■ Work instructions
Every line from the start of the records through the line with "import styled from" is to be written out exactly; pictures are not.

■ Provided material
[Start]

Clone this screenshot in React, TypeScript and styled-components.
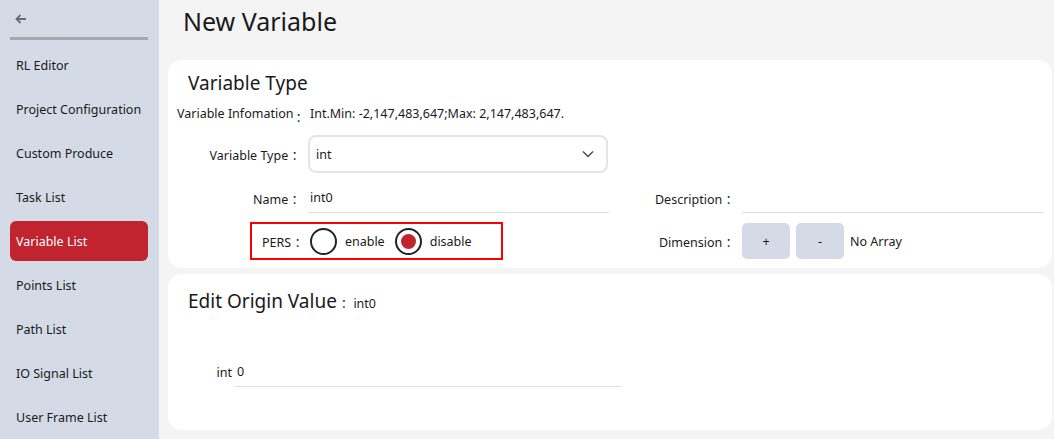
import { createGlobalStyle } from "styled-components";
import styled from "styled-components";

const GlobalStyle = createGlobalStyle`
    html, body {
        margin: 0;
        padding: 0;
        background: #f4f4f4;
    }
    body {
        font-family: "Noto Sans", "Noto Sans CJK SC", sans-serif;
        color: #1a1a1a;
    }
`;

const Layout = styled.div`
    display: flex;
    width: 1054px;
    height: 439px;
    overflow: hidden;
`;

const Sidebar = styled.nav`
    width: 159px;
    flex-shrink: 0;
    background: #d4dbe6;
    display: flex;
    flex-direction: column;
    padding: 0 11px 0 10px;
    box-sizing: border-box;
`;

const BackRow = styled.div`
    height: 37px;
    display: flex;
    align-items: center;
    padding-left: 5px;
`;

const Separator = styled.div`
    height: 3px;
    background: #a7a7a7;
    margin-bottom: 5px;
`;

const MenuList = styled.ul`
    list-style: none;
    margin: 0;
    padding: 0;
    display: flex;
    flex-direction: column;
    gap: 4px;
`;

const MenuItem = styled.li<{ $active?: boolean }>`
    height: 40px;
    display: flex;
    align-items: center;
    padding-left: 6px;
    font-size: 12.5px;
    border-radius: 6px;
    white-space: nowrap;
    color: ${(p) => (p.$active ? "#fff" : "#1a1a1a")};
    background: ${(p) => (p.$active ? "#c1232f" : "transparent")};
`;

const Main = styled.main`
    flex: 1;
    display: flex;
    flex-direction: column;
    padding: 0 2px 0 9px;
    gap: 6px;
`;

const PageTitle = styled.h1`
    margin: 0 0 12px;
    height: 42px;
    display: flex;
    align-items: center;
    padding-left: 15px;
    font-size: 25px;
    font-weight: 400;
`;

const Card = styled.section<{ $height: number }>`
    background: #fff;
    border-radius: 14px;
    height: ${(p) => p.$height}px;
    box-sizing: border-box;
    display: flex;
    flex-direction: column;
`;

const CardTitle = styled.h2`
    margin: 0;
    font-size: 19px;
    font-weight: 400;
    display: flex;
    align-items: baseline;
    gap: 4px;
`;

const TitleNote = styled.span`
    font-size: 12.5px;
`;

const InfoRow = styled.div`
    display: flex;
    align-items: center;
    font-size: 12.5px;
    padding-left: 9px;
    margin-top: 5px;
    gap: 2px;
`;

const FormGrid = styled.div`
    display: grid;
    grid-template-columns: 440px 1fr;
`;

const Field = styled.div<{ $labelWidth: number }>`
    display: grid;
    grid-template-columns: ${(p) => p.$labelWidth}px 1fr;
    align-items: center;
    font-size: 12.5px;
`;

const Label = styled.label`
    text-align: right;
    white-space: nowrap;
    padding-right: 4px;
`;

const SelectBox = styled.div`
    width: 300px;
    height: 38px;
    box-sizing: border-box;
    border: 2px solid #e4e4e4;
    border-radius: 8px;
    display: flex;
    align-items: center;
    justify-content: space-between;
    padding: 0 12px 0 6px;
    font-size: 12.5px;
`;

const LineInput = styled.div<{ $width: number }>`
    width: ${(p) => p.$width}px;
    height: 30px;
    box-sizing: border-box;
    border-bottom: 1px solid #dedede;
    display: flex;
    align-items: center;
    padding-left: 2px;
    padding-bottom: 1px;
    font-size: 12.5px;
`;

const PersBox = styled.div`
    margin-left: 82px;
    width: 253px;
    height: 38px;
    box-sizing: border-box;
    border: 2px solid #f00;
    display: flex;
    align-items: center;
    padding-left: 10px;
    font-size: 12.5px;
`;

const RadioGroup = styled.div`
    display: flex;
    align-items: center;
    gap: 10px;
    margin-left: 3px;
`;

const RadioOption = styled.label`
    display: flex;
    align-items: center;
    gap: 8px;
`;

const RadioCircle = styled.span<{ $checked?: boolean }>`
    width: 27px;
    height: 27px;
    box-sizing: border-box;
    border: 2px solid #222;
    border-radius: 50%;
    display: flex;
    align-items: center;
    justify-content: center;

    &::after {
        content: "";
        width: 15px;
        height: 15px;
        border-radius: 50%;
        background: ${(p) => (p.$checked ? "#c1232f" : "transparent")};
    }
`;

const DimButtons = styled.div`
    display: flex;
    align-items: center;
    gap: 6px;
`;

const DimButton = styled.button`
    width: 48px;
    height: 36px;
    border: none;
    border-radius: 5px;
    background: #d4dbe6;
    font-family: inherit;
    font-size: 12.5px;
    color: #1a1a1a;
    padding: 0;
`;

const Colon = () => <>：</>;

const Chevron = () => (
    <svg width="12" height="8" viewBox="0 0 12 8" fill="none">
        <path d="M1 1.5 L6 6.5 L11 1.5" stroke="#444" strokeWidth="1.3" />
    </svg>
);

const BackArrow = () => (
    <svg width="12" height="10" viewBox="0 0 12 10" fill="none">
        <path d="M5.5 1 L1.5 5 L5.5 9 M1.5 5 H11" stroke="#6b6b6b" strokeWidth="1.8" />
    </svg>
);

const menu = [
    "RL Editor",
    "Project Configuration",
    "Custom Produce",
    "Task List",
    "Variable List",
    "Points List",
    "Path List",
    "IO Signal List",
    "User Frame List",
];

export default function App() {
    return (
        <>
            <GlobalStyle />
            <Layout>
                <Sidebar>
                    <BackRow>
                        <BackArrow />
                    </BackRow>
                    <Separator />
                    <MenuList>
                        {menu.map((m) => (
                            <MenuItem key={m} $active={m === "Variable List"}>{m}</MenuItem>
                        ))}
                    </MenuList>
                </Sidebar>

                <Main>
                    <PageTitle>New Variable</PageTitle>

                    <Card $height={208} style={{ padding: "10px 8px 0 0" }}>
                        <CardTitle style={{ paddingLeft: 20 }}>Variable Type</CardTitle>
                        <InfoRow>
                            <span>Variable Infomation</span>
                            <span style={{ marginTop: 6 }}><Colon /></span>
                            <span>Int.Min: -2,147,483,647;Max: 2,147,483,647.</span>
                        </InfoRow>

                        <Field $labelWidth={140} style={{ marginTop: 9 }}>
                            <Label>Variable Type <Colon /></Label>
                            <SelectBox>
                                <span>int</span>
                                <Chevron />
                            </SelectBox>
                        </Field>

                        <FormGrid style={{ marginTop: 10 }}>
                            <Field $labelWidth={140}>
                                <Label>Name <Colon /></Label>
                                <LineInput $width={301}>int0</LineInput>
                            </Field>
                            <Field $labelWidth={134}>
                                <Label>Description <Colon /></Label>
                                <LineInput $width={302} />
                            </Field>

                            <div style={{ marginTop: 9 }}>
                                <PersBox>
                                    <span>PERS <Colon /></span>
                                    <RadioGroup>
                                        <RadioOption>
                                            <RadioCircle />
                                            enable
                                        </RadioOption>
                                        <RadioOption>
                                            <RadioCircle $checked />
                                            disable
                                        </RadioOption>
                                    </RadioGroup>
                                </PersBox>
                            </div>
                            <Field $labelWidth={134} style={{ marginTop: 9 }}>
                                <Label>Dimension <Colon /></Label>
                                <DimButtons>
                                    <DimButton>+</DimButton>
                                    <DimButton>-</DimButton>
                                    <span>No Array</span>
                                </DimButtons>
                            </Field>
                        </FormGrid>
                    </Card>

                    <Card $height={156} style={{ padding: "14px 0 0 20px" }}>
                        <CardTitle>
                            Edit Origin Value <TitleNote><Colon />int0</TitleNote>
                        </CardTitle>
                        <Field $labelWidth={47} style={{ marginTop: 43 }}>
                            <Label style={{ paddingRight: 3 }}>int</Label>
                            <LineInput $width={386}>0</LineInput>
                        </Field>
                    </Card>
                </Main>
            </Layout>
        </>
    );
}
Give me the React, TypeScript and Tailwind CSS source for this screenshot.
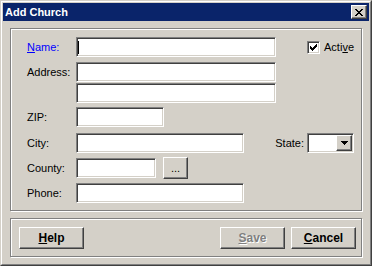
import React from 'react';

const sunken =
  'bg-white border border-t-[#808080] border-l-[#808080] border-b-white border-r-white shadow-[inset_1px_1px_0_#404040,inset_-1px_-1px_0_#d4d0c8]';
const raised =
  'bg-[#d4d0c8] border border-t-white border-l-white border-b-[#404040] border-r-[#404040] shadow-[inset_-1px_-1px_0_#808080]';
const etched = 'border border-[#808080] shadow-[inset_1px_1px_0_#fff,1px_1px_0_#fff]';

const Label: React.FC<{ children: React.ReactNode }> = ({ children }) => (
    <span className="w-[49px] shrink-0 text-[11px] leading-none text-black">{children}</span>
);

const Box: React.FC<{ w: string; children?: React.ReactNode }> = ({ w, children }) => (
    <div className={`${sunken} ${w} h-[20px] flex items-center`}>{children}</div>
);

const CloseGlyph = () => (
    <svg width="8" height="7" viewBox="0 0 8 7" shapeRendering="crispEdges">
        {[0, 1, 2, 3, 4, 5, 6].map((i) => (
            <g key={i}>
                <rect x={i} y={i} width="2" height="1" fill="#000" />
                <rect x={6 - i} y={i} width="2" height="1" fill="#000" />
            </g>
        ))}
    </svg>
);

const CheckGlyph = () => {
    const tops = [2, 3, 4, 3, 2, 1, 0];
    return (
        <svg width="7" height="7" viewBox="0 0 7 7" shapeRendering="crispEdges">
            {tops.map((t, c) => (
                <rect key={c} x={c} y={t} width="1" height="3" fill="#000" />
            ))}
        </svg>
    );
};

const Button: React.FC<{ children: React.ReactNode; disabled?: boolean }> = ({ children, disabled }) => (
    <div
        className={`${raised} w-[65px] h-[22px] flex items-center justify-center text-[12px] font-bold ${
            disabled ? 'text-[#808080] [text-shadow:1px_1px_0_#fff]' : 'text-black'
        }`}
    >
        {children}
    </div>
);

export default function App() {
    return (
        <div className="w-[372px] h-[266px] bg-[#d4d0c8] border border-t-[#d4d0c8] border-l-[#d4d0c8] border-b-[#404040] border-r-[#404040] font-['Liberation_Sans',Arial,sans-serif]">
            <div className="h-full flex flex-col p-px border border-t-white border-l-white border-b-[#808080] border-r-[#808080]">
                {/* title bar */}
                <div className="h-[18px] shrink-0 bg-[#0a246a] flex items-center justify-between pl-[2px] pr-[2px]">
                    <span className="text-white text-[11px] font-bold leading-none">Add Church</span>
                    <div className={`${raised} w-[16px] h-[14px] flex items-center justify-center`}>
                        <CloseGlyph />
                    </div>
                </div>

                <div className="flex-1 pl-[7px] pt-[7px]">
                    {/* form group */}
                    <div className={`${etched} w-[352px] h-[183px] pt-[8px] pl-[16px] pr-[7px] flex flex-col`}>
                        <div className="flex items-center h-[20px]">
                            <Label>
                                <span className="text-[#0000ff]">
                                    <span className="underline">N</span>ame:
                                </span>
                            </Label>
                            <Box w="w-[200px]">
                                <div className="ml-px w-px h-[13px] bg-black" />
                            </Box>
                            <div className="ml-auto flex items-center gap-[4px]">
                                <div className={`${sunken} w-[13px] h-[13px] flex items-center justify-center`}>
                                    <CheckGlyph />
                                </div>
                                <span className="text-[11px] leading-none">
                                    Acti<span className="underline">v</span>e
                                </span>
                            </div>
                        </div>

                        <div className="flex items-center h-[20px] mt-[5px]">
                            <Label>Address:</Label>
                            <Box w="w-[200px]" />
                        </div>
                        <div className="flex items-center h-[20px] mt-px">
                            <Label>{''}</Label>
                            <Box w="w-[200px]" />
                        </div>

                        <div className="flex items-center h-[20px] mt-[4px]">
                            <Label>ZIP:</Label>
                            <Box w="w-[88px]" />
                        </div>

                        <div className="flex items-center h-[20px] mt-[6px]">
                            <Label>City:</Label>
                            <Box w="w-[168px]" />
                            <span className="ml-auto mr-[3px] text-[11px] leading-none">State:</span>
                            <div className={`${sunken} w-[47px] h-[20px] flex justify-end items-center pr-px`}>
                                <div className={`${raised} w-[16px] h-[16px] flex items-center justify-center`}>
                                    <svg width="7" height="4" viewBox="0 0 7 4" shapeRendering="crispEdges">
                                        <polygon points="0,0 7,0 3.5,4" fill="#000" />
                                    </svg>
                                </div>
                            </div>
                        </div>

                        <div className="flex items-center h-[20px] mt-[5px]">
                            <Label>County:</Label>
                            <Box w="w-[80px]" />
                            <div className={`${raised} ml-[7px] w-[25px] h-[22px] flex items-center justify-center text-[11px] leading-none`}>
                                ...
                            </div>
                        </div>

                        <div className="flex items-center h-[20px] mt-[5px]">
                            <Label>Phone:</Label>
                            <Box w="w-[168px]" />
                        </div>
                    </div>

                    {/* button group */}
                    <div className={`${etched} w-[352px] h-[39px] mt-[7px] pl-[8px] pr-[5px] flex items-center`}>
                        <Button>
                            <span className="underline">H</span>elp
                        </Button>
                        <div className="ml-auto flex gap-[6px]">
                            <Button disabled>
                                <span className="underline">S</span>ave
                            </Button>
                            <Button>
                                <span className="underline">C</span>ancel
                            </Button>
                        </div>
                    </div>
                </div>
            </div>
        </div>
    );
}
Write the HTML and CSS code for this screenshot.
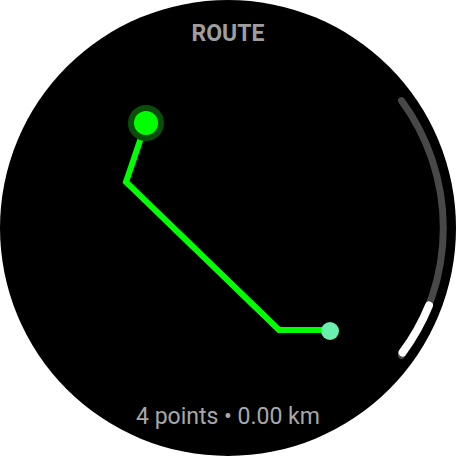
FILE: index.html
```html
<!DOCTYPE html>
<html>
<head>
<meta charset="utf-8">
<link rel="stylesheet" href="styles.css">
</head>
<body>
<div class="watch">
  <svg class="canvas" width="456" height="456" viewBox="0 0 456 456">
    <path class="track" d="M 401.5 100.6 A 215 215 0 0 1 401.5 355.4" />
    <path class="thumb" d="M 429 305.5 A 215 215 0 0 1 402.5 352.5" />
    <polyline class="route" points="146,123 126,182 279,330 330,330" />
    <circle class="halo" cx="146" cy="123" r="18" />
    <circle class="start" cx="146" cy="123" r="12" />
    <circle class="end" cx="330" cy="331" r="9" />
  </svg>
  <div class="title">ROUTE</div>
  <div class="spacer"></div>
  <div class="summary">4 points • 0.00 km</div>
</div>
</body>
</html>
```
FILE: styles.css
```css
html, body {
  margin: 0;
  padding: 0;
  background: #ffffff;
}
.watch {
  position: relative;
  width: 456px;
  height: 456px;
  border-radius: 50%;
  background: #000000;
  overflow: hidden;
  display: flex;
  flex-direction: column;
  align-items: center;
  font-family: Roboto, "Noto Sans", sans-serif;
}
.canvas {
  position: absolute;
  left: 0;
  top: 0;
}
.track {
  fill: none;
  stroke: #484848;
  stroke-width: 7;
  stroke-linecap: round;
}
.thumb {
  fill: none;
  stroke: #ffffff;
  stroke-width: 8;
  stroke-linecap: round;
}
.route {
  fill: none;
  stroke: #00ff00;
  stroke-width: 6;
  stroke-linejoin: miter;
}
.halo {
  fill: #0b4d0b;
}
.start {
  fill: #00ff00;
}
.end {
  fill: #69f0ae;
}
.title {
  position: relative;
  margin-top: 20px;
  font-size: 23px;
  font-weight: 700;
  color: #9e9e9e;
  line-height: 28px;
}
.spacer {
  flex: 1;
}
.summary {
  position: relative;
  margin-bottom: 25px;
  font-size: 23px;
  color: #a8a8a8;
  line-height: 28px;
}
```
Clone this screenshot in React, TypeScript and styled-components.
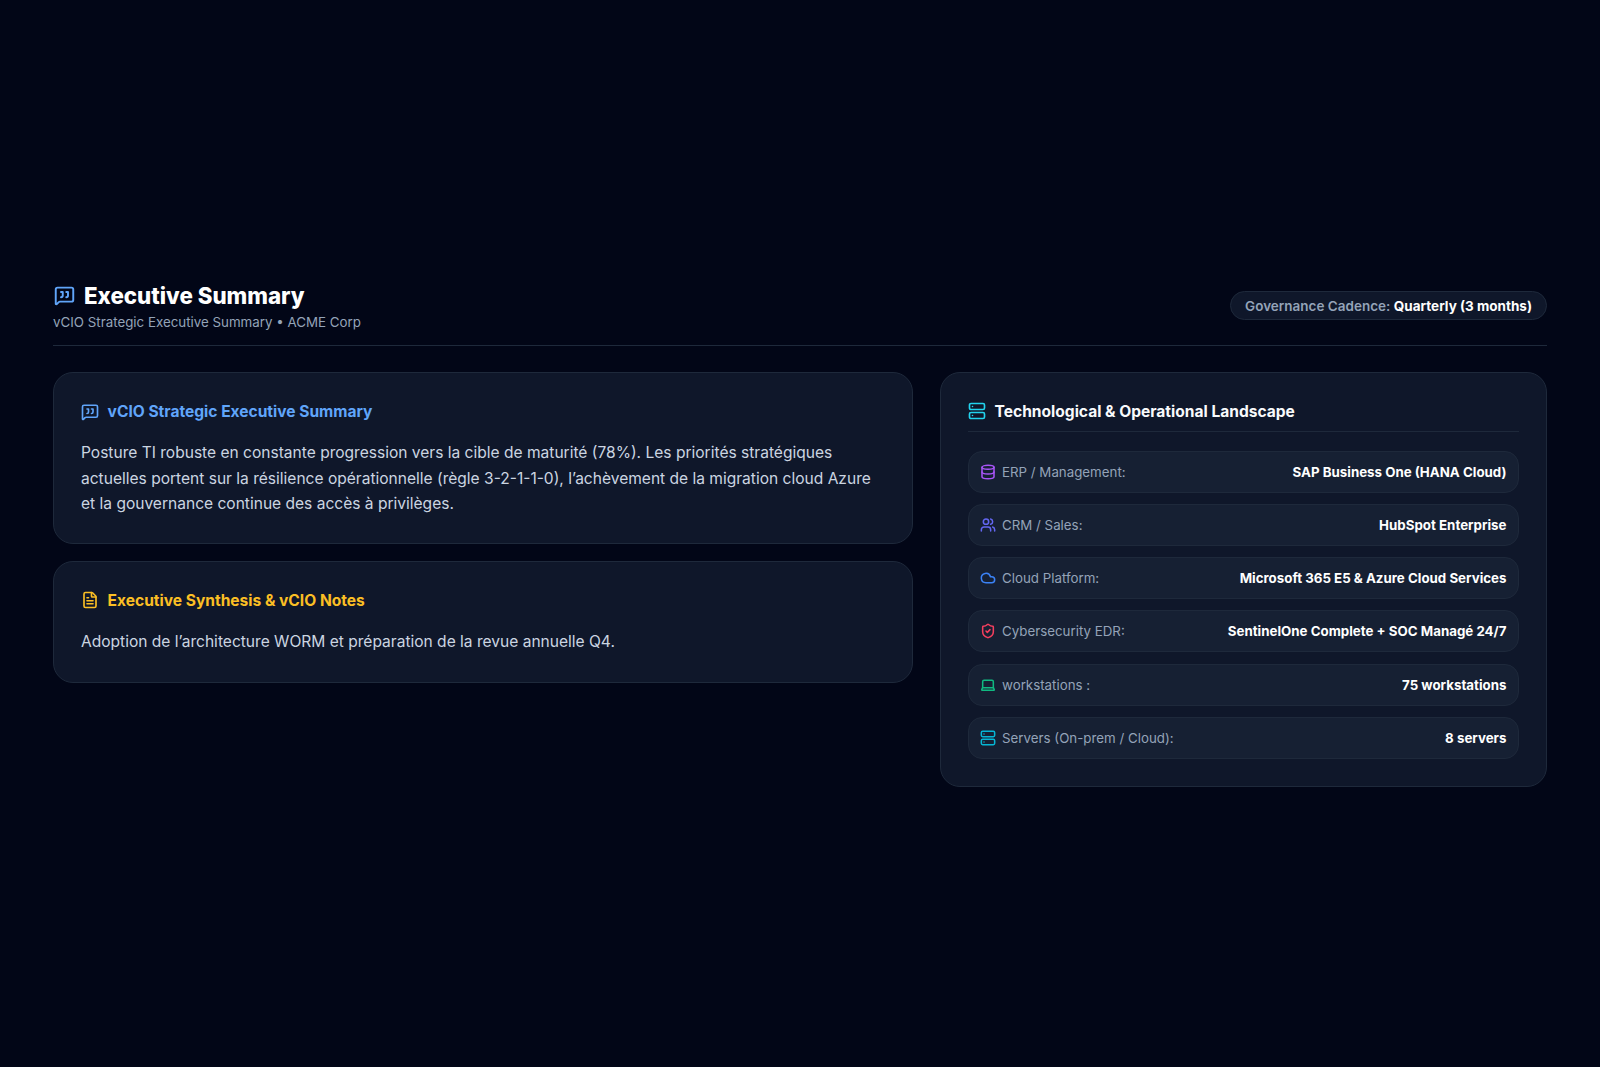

[End]

■ Exercise answer
Clone this screenshot in React, TypeScript and styled-components.
import { createGlobalStyle } from "styled-components";
import styled from "styled-components";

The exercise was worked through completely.